Per comprendere il senso più generale dell'ipotetico orizzonte culturale "mediaturgico" qui evocato, di particolare interesse si rivela il recente libro di Anna Maria Monteverdi dedicato a quegli eventi performativi che intrattengono feconde relazioni con i nuovi media (Nuovi media, nuovo teatro. Teorie e pratiche tra teatro e digitalità, Franco Angeli 2011). Come osserva l'autrice del libro – riferendosi, in particolare, allo spettacolo Continuous city nonché, più in generale, all'attuale lavoro sia in campo teorico che drammaturgico della regista Marianne Weems – «Quello che è interessante negli spettacoli di Marianne Weems è la straordinaria capacità di teatralizzare alcuni concetti finora trattati in saggi di sociologia dei media o al cinema: il nuovo spazio pubblico, il panottico, la soggettività connettiva, la cultura della "virtualità reale" (De Kerchove), la nuova socialità elettronica.

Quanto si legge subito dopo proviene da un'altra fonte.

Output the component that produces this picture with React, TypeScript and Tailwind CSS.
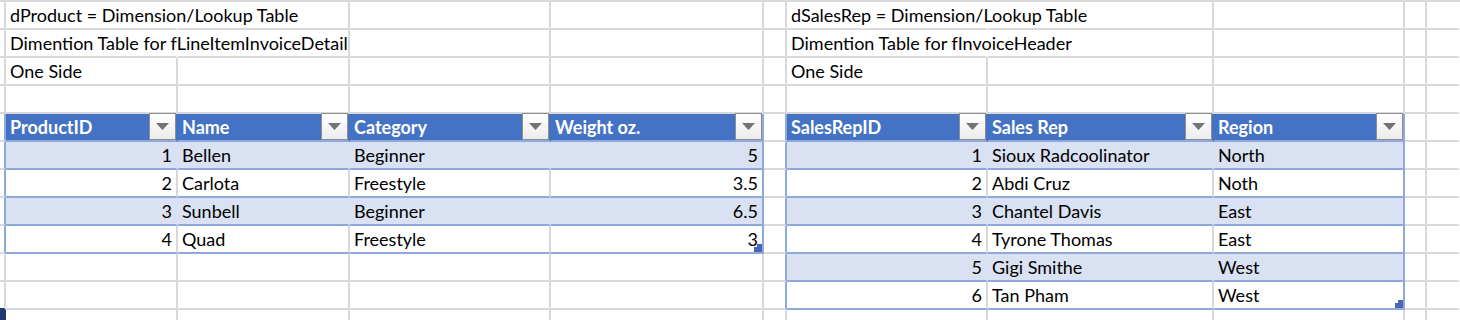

Concetti chiave come quello di dislocazione e deterritorializzazione, così come quelli di presenza e ubiquità prendono la forma di una mediaturgy che pone i protagonisti come "vettori" di un contenuto che altro non è, in sintesi, che la grande rete mondiale» (p. 223).
Muovendo da premesse teoriche che nascono anche dalla rilettura di alcuni testi famosi di personaggi chiave della cultura del '900 come Walter Benjamin, Bertolt Brecht e Marshall McLuhan, c'è poi chi propone una singolare definizione della mediaturgy intesa come una "critica etnografico-surrealista dei media" basata essenzialmente su metodologie di "appropriazione e remix". Il promotore di questo approccio è un autore americano, Holland Wilde, con esperienze operative nel campo del TV Design ma interessato anche allo sviluppo di una riflessione teorica condotta in vista di una esemplare "verifica pubblica" dei suoi risultati, basata soprattutto sullo studio analitico dei linguaggi mediatici, dove però lo sguardo intellettuale (il taglio, per così dire, puramente "culturologico") non è mai disgiunto da una concreta procedura ideativa – una sorta di riscrittura drammaturgica, appunto – che si esplica, in sintesi, nella decostruzione e nel "rimontaggio" dei documenti audiovisivi esaminati. Alcuni esempi si possono vedere nel sito mediaturg.org.